Tutti questi ritratti, compreso quello di un Goethe che, in procinto di intraprendere il celeberrimo viaggio in Italia, si rende conto che “primeggiare non è davvero indispensabile”, sono autoritratti dello stesso Walser, che descrive i propri dubbi, le proprie incertezze e la propria inadeguatezza attraverso i dubbi, le incertezze e le inadeguatezze altrui. In questo totale mimetismo che non ha paragoni nella storia della letteratura, in questo svelarsi che è insieme un nascondersi, e viceversa, è racchiuso forse uno dei tanti segreti dell’opera di Walser, del suo fascino ma anche del suo carattere eternamente sfuggente, vitale, non riconducibile alle solite polverose ed esangui categorie interpretative della critica letteraria. Da questo punto di vista, lo scritto maggiormente rivelatore è forse quello dedicato a Friedrich Hölderlin, lo scrittore che Walser più di ogni altro sentiva affine e che, non a caso, lo ha idealmente preceduto nel cammino verso la follia e il silenzio.

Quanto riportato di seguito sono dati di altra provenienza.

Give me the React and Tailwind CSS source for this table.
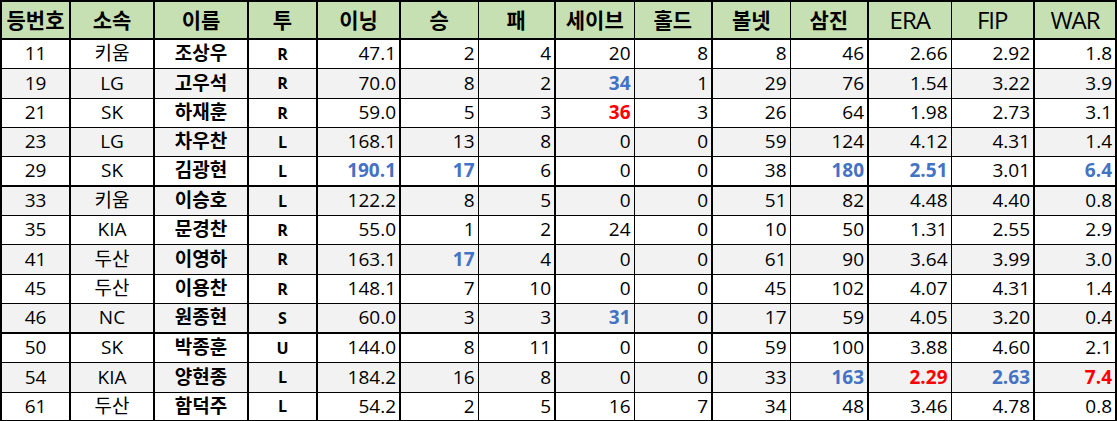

Dopo aver descritto Hölderlin in tutta la sua terrificante ed avvilente incapacità di vivere e di scendere a patti con le miserie dello stare al mondo, Walser si congeda infatti con una domanda sulla quale, in questi tempi di protagonismo sfrenato e di cialtrone ed ipocrite certezze dell’anima, varrebbe davvero la pena di riflettere: “Non potrebbe essere grandezza anche il rinunciare alla grandezza?”.